For this exercise, repeat all of the material verbatim apart from its images.

***

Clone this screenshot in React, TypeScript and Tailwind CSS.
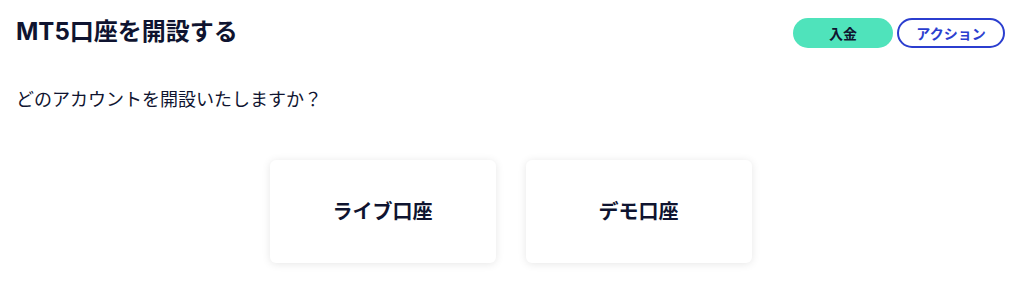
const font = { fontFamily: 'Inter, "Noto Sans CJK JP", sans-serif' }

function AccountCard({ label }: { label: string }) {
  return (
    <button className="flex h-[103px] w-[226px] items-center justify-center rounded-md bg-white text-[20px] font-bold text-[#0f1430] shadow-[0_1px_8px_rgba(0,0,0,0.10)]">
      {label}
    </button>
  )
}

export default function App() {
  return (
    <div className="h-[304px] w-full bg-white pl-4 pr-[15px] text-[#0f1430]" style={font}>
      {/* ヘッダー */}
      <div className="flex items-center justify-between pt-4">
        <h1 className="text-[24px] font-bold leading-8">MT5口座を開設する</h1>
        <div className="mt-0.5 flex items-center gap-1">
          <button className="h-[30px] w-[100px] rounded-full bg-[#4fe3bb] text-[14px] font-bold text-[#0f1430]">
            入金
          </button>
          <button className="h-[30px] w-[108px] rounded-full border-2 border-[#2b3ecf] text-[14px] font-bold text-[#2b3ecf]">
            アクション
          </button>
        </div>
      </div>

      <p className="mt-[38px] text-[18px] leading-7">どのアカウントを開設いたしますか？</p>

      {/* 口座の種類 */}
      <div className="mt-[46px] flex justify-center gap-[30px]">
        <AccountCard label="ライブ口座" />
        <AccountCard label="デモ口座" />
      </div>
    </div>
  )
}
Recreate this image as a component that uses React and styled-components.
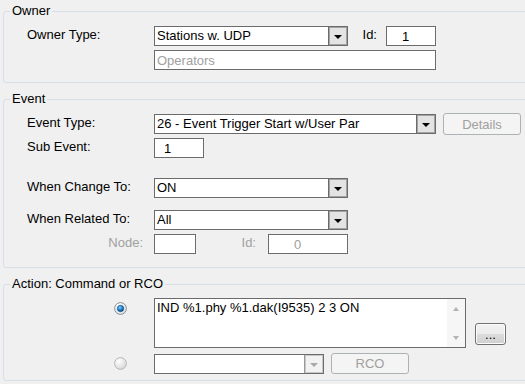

***

Answer to the problem |
Clone this screenshot in React, TypeScript and Tailwind CSS.
const font = { fontFamily: 'Inter, "Noto Sans CJK JP", sans-serif' }

function AccountCard({ label }: { label: string }) {
  return (
    <button className="flex h-[103px] w-[226px] items-center justify-center rounded-md bg-white text-[20px] font-bold text-[#0f1430] shadow-[0_1px_8px_rgba(0,0,0,0.10)]">
      {label}
    </button>
  )
}

export default function App() {
  return (
    <div className="h-[304px] w-full bg-white pl-4 pr-[15px] text-[#0f1430]" style={font}>
      {/* ヘッダー */}
      <div className="flex items-center justify-between pt-4">
        <h1 className="text-[24px] font-bold leading-8">MT5口座を開設する</h1>
        <div className="mt-0.5 flex items-center gap-1">
          <button className="h-[30px] w-[100px] rounded-full bg-[#4fe3bb] text-[14px] font-bold text-[#0f1430]">
            入金
          </button>
          <button className="h-[30px] w-[108px] rounded-full border-2 border-[#2b3ecf] text-[14px] font-bold text-[#2b3ecf]">
            アクション
          </button>
        </div>
      </div>

      <p className="mt-[38px] text-[18px] leading-7">どのアカウントを開設いたしますか？</p>

      {/* 口座の種類 */}
      <div className="mt-[46px] flex justify-center gap-[30px]">
        <AccountCard label="ライブ口座" />
        <AccountCard label="デモ口座" />
      </div>
    </div>
  )
}
Recreate this image as a component that uses React and styled-components.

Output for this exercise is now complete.